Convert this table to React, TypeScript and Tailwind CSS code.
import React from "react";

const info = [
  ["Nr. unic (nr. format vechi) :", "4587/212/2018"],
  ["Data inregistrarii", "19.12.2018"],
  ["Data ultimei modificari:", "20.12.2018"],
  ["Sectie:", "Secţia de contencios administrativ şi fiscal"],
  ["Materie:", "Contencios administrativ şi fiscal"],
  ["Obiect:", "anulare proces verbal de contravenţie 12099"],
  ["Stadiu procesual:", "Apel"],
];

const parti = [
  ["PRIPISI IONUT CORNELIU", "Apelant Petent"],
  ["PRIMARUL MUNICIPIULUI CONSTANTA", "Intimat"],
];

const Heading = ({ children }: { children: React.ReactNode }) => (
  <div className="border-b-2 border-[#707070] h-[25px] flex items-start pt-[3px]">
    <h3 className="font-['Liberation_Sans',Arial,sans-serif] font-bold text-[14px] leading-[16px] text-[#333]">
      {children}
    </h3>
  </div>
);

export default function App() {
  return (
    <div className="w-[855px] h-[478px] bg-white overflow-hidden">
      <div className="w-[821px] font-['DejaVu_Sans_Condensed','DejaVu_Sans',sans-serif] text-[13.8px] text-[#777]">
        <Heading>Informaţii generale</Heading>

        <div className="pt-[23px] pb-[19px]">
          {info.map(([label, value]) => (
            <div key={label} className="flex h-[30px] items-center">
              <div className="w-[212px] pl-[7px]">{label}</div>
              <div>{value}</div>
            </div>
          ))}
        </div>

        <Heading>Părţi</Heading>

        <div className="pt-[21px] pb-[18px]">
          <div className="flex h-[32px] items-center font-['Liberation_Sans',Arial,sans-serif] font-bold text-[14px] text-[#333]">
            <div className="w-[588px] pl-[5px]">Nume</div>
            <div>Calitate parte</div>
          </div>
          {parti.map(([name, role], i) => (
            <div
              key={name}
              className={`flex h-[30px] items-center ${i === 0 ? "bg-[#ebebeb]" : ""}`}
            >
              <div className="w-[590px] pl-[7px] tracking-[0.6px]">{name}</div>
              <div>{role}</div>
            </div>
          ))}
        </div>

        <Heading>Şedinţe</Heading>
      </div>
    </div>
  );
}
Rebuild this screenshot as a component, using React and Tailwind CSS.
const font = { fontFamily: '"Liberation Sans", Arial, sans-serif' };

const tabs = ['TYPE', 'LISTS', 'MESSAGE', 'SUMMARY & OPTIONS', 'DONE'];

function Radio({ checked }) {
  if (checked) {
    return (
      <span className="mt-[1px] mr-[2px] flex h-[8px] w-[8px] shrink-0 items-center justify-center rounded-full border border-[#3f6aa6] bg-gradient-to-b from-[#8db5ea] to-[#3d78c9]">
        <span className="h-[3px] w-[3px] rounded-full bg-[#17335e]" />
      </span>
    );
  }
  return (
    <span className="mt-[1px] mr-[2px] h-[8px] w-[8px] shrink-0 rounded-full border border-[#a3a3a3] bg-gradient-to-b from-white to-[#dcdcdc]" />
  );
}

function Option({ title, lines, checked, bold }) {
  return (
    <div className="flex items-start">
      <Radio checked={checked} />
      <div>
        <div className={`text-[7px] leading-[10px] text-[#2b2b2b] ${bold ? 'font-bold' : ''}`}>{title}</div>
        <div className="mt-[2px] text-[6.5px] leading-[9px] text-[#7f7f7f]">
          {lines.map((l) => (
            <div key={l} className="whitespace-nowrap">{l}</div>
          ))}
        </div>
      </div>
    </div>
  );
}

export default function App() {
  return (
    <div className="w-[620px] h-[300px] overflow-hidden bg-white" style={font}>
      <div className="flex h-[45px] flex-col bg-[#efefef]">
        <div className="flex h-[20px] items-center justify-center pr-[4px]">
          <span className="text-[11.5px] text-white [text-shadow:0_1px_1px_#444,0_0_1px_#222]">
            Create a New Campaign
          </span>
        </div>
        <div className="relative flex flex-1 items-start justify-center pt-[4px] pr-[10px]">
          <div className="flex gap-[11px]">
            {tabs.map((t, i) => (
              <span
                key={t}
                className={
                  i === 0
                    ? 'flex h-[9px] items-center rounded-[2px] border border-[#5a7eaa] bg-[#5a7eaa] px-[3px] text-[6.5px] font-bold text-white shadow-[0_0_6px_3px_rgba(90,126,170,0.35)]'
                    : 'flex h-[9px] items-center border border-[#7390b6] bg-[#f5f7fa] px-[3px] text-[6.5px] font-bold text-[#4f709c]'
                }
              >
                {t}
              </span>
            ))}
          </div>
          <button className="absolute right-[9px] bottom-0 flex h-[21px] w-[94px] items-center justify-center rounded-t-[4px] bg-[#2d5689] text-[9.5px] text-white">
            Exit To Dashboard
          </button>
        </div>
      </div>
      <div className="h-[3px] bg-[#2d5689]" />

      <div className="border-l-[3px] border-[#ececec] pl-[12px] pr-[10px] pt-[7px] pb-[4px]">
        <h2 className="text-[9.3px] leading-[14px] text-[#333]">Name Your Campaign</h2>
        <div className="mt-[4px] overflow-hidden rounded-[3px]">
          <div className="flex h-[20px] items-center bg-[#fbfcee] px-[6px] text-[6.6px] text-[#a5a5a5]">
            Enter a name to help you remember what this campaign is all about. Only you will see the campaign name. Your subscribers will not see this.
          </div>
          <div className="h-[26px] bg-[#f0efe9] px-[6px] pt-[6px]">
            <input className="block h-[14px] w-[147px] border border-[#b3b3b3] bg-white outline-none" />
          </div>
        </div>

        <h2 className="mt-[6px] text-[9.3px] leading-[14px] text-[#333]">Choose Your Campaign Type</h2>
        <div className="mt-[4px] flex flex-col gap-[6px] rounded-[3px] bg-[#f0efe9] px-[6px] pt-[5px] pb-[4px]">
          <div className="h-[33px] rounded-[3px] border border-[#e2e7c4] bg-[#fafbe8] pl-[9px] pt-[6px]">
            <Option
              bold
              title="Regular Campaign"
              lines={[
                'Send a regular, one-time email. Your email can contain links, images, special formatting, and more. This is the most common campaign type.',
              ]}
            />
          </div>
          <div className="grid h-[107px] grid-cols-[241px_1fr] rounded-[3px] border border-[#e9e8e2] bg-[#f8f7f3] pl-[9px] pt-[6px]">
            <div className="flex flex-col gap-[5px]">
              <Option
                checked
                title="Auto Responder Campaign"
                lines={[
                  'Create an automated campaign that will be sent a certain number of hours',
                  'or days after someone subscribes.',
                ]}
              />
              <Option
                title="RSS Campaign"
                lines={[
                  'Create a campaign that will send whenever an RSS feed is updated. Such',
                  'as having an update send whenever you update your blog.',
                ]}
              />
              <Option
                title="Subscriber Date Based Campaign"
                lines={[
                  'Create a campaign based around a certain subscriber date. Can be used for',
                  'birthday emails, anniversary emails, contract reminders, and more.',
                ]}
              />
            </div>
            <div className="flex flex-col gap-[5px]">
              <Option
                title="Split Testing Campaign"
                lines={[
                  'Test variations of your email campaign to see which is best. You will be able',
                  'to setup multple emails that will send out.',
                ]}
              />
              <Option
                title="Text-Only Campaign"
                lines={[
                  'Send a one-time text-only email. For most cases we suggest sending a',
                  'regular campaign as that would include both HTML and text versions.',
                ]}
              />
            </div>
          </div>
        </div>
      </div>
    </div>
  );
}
* * *
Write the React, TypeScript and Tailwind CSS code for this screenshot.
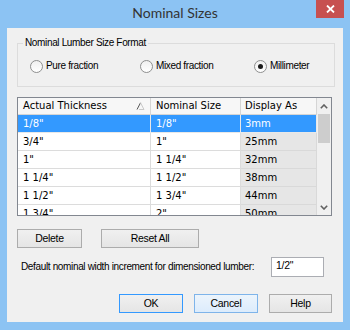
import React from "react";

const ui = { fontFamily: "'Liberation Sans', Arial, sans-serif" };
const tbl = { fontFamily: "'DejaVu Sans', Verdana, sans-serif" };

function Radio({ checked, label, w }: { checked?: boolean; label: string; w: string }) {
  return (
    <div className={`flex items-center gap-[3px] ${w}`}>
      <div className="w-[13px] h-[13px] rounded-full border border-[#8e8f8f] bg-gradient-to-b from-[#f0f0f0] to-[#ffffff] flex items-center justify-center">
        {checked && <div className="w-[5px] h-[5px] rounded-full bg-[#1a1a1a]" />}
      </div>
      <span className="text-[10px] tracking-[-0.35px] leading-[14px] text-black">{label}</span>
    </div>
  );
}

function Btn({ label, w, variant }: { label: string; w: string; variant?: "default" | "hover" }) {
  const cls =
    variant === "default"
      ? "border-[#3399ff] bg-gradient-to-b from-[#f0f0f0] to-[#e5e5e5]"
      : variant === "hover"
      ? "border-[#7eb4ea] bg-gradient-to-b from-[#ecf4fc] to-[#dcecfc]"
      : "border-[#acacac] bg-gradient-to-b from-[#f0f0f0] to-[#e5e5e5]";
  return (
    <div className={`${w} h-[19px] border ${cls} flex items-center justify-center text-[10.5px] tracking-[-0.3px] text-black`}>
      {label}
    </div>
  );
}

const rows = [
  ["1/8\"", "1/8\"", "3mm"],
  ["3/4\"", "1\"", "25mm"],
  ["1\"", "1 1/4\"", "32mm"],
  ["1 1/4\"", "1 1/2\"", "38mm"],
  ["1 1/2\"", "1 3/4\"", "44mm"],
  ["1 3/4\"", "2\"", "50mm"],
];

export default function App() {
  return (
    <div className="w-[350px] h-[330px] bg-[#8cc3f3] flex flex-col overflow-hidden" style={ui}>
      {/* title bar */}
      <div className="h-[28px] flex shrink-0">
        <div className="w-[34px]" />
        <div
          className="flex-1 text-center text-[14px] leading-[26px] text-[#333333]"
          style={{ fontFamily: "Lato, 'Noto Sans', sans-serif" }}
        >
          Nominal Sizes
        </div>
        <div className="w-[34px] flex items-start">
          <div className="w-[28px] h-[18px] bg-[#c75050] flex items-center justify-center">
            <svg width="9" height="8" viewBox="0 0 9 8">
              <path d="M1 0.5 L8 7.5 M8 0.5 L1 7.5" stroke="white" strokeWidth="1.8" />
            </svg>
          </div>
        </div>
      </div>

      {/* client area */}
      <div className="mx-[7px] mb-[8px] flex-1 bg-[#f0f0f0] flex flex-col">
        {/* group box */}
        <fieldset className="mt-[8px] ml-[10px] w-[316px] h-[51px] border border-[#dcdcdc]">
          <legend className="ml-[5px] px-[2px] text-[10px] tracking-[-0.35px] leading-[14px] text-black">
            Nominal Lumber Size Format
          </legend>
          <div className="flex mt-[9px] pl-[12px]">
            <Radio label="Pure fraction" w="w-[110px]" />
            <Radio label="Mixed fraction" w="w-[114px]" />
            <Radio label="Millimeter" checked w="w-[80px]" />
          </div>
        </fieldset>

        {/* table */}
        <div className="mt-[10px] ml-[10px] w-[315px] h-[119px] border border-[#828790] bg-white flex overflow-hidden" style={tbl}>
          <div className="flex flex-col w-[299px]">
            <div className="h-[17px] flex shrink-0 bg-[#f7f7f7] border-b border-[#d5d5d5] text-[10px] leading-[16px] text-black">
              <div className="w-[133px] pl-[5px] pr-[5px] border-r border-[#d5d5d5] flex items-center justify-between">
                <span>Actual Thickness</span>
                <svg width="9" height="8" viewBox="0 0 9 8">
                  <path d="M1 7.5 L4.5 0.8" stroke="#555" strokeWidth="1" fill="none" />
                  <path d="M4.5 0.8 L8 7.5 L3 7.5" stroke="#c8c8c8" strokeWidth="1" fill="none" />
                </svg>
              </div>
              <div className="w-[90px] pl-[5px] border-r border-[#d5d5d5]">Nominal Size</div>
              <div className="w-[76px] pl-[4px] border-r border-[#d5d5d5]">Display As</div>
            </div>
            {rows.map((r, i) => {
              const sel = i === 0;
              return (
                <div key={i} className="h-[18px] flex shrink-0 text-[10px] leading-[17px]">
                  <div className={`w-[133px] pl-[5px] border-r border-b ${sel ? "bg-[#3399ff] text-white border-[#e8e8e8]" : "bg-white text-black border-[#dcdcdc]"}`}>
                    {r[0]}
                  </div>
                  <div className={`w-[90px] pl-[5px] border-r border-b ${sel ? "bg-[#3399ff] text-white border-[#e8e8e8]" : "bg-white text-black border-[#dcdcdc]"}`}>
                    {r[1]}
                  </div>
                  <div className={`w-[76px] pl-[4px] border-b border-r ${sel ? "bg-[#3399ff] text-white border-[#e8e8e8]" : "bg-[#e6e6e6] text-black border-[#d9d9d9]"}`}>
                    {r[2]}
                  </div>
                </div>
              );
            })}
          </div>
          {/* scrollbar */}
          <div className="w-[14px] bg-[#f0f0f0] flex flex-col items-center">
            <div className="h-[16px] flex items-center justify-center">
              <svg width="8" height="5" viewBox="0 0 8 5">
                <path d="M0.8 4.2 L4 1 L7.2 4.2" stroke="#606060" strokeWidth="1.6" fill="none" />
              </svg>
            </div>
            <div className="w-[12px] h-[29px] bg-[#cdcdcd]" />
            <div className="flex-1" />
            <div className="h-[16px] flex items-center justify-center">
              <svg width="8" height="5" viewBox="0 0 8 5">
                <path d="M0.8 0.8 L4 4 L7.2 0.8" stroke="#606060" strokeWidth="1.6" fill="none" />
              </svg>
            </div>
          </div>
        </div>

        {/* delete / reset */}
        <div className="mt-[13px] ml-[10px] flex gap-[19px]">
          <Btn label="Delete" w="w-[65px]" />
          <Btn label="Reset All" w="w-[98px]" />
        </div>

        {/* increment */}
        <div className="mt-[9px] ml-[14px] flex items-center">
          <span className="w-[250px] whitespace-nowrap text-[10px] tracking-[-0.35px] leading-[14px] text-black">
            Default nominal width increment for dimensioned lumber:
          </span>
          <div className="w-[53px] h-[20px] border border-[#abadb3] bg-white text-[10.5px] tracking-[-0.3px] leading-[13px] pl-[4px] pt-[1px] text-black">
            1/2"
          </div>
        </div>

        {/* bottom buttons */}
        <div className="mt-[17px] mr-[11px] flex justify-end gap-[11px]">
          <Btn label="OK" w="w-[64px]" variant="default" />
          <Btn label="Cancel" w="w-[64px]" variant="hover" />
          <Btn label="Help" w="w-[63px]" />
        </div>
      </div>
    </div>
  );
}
* * *
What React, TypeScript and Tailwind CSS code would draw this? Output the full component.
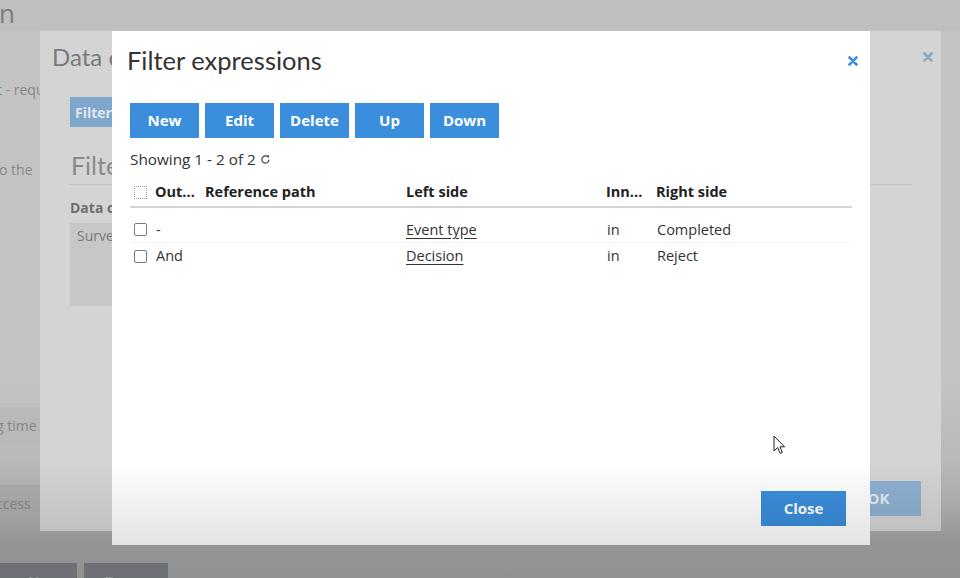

#### Problem details:
Answer with one number only: how many lines above contain the word "TypeScript".

#### Written solution:
3